Exercise brief:
For each line in the data below that holds "Tailwind", return a copy.
+++++
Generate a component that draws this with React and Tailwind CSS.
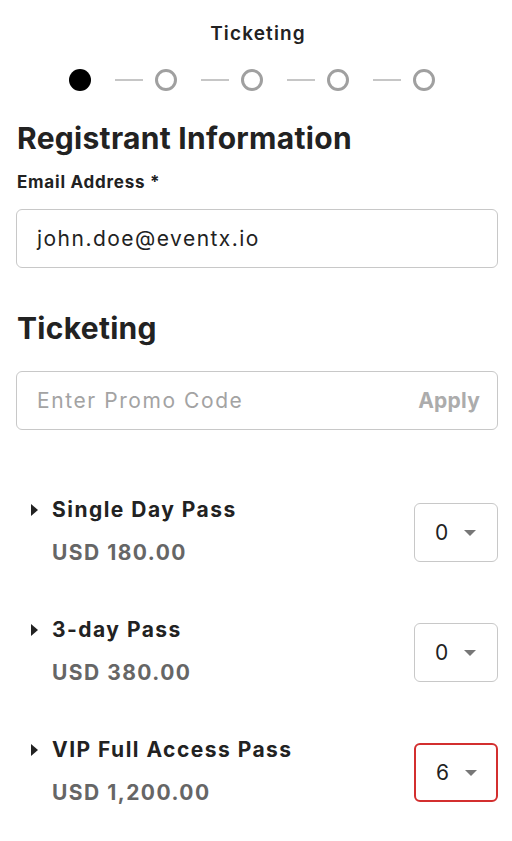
import React from 'react';

const tickets = [
  { name: 'Single Day Pass', price: 'USD 180.00', qty: '0', error: false },
  { name: '3-day Pass', price: 'USD 380.00', qty: '0', error: false },
  { name: 'VIP Full Access Pass', price: 'USD 1,200.00', qty: '6', error: true },
];

const Step = ({ active }) => (
  <div
    className={`w-[22px] h-[22px] shrink-0 rounded-full ${active ? 'bg-black' : 'border-[3px] border-[#a0a0a0] bg-white'}`}
  />
);

const App = () => {
  return (
    <div
      className="w-[512px] min-h-[841px] bg-white pl-4 pr-[14px] text-[#222]"
      style={{ fontFamily: 'Inter, "Open Sans", sans-serif' }}
    >
      {/* Header */}
      <div className="pt-[22px] text-center text-[19px] font-semibold leading-6 tracking-[0.06em] pl-[2px]">Ticketing</div>

      {/* Stepper */}
      <div className="mt-[23px] flex items-center pl-[53px]">
        {[0, 1, 2, 3, 4].map((i) => (
          <React.Fragment key={i}>
            {i > 0 && <div className="ml-[24px] mr-[12px] h-[2px] w-[28px] bg-[#c6c6c6]" />}
            <Step active={i === 0} />
          </React.Fragment>
        ))}
      </div>

      {/* Registrant */}
      <h2 className="mt-[29px] text-[30px] font-bold leading-9 tracking-[0.01em] px-px">Registrant Information</h2>
      <label className="mt-[16px] block text-[17px] font-bold leading-5 tracking-[0.045em] px-px">Email Address *</label>
      <div className="mt-[17px] flex h-[59px] items-center rounded-[6px] border border-[#c8c8c8] px-5 text-[21px] tracking-[0.07em]">
        john.doe@eventx.io
      </div>

      {/* Ticketing */}
      <h2 className="mt-[42px] text-[30px] font-bold leading-9 tracking-[0.01em] px-px">Ticketing</h2>
      <div className="mt-[25px] flex h-[59px] items-center justify-between rounded-[6px] border border-[#c8c8c8] pl-5 pr-[17px] text-[21px]">
        <span className="tracking-[0.075em] text-[#a3a3a3]">Enter Promo Code</span>
        <span className="font-bold tracking-[0.01em] text-[#acacac]">Apply</span>
      </div>

      {/* Ticket list */}
      <div className="mt-[66px] flex flex-col gap-[49px]">
        {tickets.map((t) => (
          <div key={t.name} className="flex items-start justify-between">
            <div className="flex flex-col">
              <div className="flex h-[28px] items-center text-[21px] font-bold tracking-[0.07em]">
                <svg width="7" height="12" viewBox="0 0 7 12" className="ml-[15px] mr-[14px]">
                  <path d="M0 0 L7 6 L0 12 Z" fill="#222" />
                </svg>
                {t.name}
              </div>
              <div className="ml-[36px] mt-[15px] text-[21px] font-bold leading-7 tracking-[0.07em] text-[#666]">{t.price}</div>
            </div>
            <div
              className={`mt-[7px] flex h-[59px] w-[84px] items-center rounded-[6px] text-[21px] ${t.error ? 'border-2 border-[#d32f2f] pl-[20px]' : 'border border-[#c8c8c8] pl-[20px]'}`}
            >
              <span className="w-[29px]">{t.qty}</span>
              <svg width="12" height="6" viewBox="0 0 12 6">
                <path d="M0 0 L12 0 L6 6 Z" fill="#777" />
              </svg>
            </div>
          </div>
        ))}
      </div>
    </div>
  );
};

export default App;
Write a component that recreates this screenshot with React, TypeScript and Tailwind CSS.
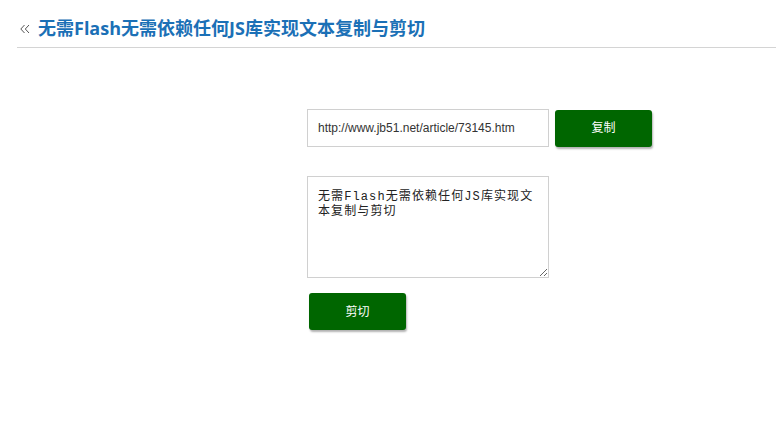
import React from 'react';

const App: React.FC = () => {
  const text = '无需Flash无需依赖任何JS库实现文本复制与剪切';

  return (
    <div className="min-h-[425px] w-[776px] bg-white" style={{ fontFamily: '"Liberation Sans", "Noto Sans CJK SC", sans-serif' }}>
      {/* title */}
      <div className="ml-[17px] border-b border-[#d4d4d4] pt-[15px] pb-[6px]">
        <h1 className="flex items-center text-[18px] leading-[26px] font-bold text-[#1b70b6]">
          <svg width="10" height="10" viewBox="0 0 10 10" className="ml-[3px] mr-[8px] mt-[2px]" fill="none" stroke="#555" strokeWidth="1">
            <path d="M4.5 1 L0.8 5 L4.5 9" />
            <path d="M9 1 L5.3 5 L9 9" />
          </svg>
          <span style={{ fontFamily: '"Open Sans", "Noto Sans CJK SC", sans-serif' }}>{text}</span>
        </h1>
      </div>

      <div className="pl-[307px] pt-[61px]">
        <div className="flex items-center gap-[6px]">
          <input
            readOnly
            value="http://www.jb51.net/article/73145.htm"
            className="h-[38px] w-[242px] border border-[#d0d0d0] px-[10px] text-[12px] text-[#333] outline-none"
          />
          <button className="h-[37px] w-[97px] rounded-[3px] bg-[#006600] text-[12px] text-white shadow-[1px_2px_2px_rgba(0,0,0,0.3)]">
            复制
          </button>
        </div>

        <textarea
          readOnly
          defaultValue={text}
          className="mt-[29px] block h-[102px] w-[242px] resize border border-[#d0d0d0] px-[10px] pt-[13px] text-[12px] leading-[15px] tracking-[1.1px] text-[#222] outline-none"
          style={{ fontFamily: '"Liberation Mono", "Noto Sans CJK SC", monospace' }}
        />

        <button className="ml-[2px] mt-[15px] h-[37px] w-[97px] rounded-[3px] bg-[#006600] text-[12px] text-white shadow-[1px_2px_2px_rgba(0,0,0,0.3)]">
          剪切
        </button>
      </div>
    </div>
  );
};

export default App;
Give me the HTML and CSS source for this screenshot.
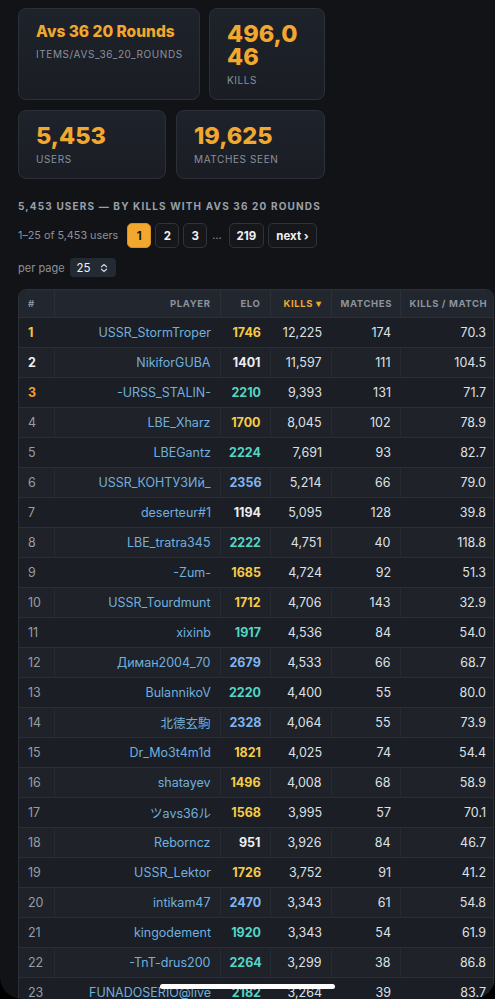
FILE: index.html
```html
<!DOCTYPE html>
<html lang="en">
  <head>
    <meta charset="UTF-8" />
    <meta name="viewport" content="width=device-width, initial-scale=1.0" />
    <title>Avs 36 20 Rounds - Item Stats</title>
    <link rel="stylesheet" href="styles.css">
  </head>
  <body>
    <div class="page">
      <div class="stats stats-top">
        <div class="card">
          <div class="card-title">Avs 36 20 Rounds</div>
          <div class="card-label">items/avs_36_20_rounds</div>
        </div>
        <div class="card">
          <div class="card-value wrap">496,046</div>
          <div class="card-label">kills</div>
        </div>
      </div>
      <div class="stats stats-bottom">
        <div class="card">
          <div class="card-value">5,453</div>
          <div class="card-label">users</div>
        </div>
        <div class="card">
          <div class="card-value">19,625</div>
          <div class="card-label">matches seen</div>
        </div>
      </div>

      <h2 class="section-title">5,453 users — by kills with Avs 36 20 Rounds</h2>

      <div class="pager">
        <span class="pager-info">1–25 of 5,453 users</span>
        <a class="page-btn active">1</a>
        <a class="page-btn">2</a>
        <a class="page-btn">3</a>
        <span class="pager-gap">…</span>
        <a class="page-btn">219</a>
        <a class="page-btn">next ›</a>
      </div>

      <div class="per-page">
        <span>per page</span>
        <div class="select">
          25
          <svg width="8" height="10" viewBox="0 0 8 10">
            <path d="M1.5 3.8 L4 1.5 L6.5 3.8 M1.5 6.2 L4 8.5 L6.5 6.2" fill="none" stroke="#c9ced6" stroke-width="1.3" stroke-linecap="round" stroke-linejoin="round"/>
          </svg>
        </div>
      </div>

      <div class="table-wrap">
        <table class="board">
          <colgroup>
            <col class="c-rank" />
            <col class="c-player" />
            <col class="c-elo" />
            <col class="c-kills" />
            <col class="c-matches" />
            <col class="c-kpm" />
          </colgroup>
          <thead>
            <tr>
              <th class="left">#</th>
              <th>Player</th>
              <th>Elo</th>
              <th class="sorted">Kills ▾</th>
              <th>Matches</th>
              <th>Kills / Match</th>
            </tr>
          </thead>
          <tbody id="rows"></tbody>
        </table>
      </div>
    </div>

    <div class="home-bar"></div>
    <div class="screen-edge"></div>

    <script>
      const rows = [
        ["USSR_StormTroper", 1746, "12,225", 174, "70.3"],
        ["NikiforGUBA", 1401, "11,597", 111, "104.5"],
        ["-URSS_STALIN-", 2210, "9,393", 131, "71.7"],
        ["LBE_Xharz", 1700, "8,045", 102, "78.9"],
        ["LBEGantz", 2224, "7,691", 93, "82.7"],
        ["USSR_КОНТУЗИй_", 2356, "5,214", 66, "79.0"],
        ["deserteur#1", 1194, "5,095", 128, "39.8"],
        ["LBE_tratra345", 2222, "4,751", 40, "118.8"],
        ["-Zum-", 1685, "4,724", 92, "51.3"],
        ["USSR_Tourdmunt", 1712, "4,706", 143, "32.9"],
        ["xixinb", 1917, "4,536", 84, "54.0"],
        ["Диман2004_70", 2679, "4,533", 66, "68.7"],
        ["BulannikoV", 2220, "4,400", 55, "80.0"],
        ["北德玄駒", 2328, "4,064", 55, "73.9"],
        ["Dr_Mo3t4m1d", 1821, "4,025", 74, "54.4"],
        ["shatayev", 1496, "4,008", 68, "58.9"],
        ["ツavs36ル", 1568, "3,995", 57, "70.1"],
        ["Reborncz", 951, "3,926", 84, "46.7"],
        ["USSR_Lektor", 1726, "3,752", 91, "41.2"],
        ["intikam47", 2470, "3,343", 61, "54.8"],
        ["kingodement", 1920, "3,343", 54, "61.9"],
        ["-TnT-drus200", 2264, "3,299", 38, "86.8"],
        ["FUNADOSERIO@live", 2182, "3,264", 39, "83.7"]
      ];

      // elo tiers -> colour class
      function eloClass(elo) {
        if (elo >= 2300) return "elo-blue";
        if (elo >= 1900) return "elo-teal";
        if (elo >= 1450) return "elo-gold";
        return "elo-plain";
      }

      const body = document.getElementById("rows");
      rows.forEach((r, i) => {
        const rank = i + 1;
        const rankClass = rank === 1 ? "rank gold" : rank === 2 ? "rank silver" : rank === 3 ? "rank bronze" : "rank";
        const tr = document.createElement("tr");
        tr.innerHTML =
          `<td class="${rankClass}">${rank}</td>` +
          `<td class="player">${r[0]}</td>` +
          `<td class="elo ${eloClass(r[1])}">${r[1]}</td>` +
          `<td>${r[2]}</td>` +
          `<td>${r[3]}</td>` +
          `<td>${r[4]}</td>`;
        body.appendChild(tr);
      });
    </script>
  </body>
</html>
```

FILE: styles.css
```css
* {
  margin: 0;
  padding: 0;
  box-sizing: border-box;
}
body {
  font-family: Inter, "Noto Sans", "Noto Sans CJK JP", sans-serif;
  background: #121316;
  color: #d9dde3;
  overflow: hidden;
}
.page {
  padding: 8px 18px 0;
}

.stats {
  display: grid;
  width: 307px;
  gap: 9px;
}
.stats-top {
  grid-template-columns: 182px 1fr;
}
.stats-bottom {
  grid-template-columns: 148px 1fr;
  gap: 10px;
  margin-top: 10px;
}
.card {
  background: linear-gradient(180deg, #1e222a 0%, #1a1d24 100%);
  border: 1px solid #2b3039;
  border-radius: 8px;
  padding: 12px 17px 13px;
}
.card-title {
  color: #f2a72e;
  font-size: 15.5px;
  font-weight: 800;
  line-height: 20px;
  margin-top: 1px;
}
.card-value {
  color: #f2a72e;
  font-size: 23.5px;
  font-weight: 800;
  line-height: 23px;
  margin-top: 1px;
}
.card-value.wrap {
  word-break: break-all;
}
.card-label {
  color: #8b919b;
  font-size: 10px;
  line-height: 12px;
  letter-spacing: 0.6px;
  text-transform: uppercase;
  margin-top: 6px;
}

.section-title {
  color: #9aa0a9;
  font-size: 10px;
  line-height: 12px;
  font-weight: 700;
  letter-spacing: 1.15px;
  text-transform: uppercase;
  margin-top: 21px;
}

.pager {
  display: flex;
  align-items: center;
  gap: 4px;
  margin-top: 11px;
  font-size: 10.8px;
}
.pager-info {
  color: #8b919b;
  margin-right: 5px;
}
.page-btn {
  display: inline-flex;
  align-items: center;
  justify-content: center;
  min-width: 24px;
  height: 25px;
  padding: 0 7px;
  border: 1px solid #2e333c;
  border-radius: 5px;
  background: #15171b;
  color: #eef0f3;
  font-size: 11.5px;
  font-weight: 700;
}
.page-btn.active {
  background: #f2a72e;
  border-color: #d8921f;
  color: #1a1409;
}
.pager-gap {
  color: #8b919b;
  padding: 0 3px 0 1px;
}

.per-page {
  display: flex;
  align-items: center;
  gap: 5px;
  margin-top: 10px;
  font-size: 11px;
  color: #8b919b;
}
.select {
  display: inline-flex;
  align-items: center;
  gap: 9px;
  height: 19px;
  padding: 0 8px 0 7px;
  background: #242a33;
  border-radius: 4px;
  color: #eef0f3;
  font-size: 11.5px;
}

.table-wrap {
  width: 476px;
  margin-top: 12px;
  border: 1px solid #2b3039;
  border-radius: 8px;
  overflow: hidden;
}
.board {
  width: 100%;
  border-collapse: collapse;
  table-layout: fixed;
  font-size: 12.5px;
}
.c-rank { width: 35px; }
.c-player { width: 166px; }
.c-elo { width: 50px; }
.c-kills { width: 61px; }
.c-matches { width: 69px; }
.c-kpm { width: 95px; }

.board th {
  background: #22262e;
  color: #8c939d;
  font-size: 9.5px;
  font-weight: 700;
  letter-spacing: 0.6px;
  text-transform: uppercase;
  text-align: right;
  white-space: nowrap;
  height: 27px;
  padding: 0 9px;
  border-left: 1px solid #2a2f38;
  border-bottom: 1px solid #2c313a;
}
.board th:first-child {
  border-left: none;
}
.board th.left {
  text-align: left;
}
.board th.sorted {
  color: #f2a72e;
}
.board td {
  height: 30px;
  padding: 0 9px;
  text-align: right;
  color: #dde1e6;
  border-bottom: 1px solid #2a2e36;
  white-space: nowrap;
  overflow: hidden;
}
.board tbody tr:nth-child(odd) td {
  background: #1b1e24;
}
.board tbody tr:nth-child(even) td {
  background: #1f2229;
  border-left: 1px solid #262a32;
}
.board tbody tr:nth-child(even) td:first-child {
  border-left: none;
}

.rank {
  text-align: left !important;
  color: #979da7 !important;
}
.rank.gold { color: #f5c73a !important; font-weight: 700; }
.rank.silver { color: #eef0f3 !important; font-weight: 700; }
.rank.bronze { color: #f0a030 !important; font-weight: 700; }

.player {
  color: #6fb0df !important;
}
.elo {
  font-weight: 700;
}
.elo-gold { color: #f7cc46 !important; }
.elo-teal { color: #52d6c6 !important; }
.elo-blue { color: #80b5f2 !important; }
.elo-plain { color: #eceef2 !important; }

.home-bar {
  position: fixed;
  left: 160px;
  bottom: 10px;
  width: 175px;
  height: 5px;
  border-radius: 3px;
  background: #fff;
}
.screen-edge {
  position: fixed;
  inset: 0;
  border-radius: 0 0 22px 22px;
  box-shadow: 0 0 0 30px #000;
  pointer-events: none;
}
```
+++++
Full answer:
Generate a component that draws this with React and Tailwind CSS.
Write a component that recreates this screenshot with React, TypeScript and Tailwind CSS.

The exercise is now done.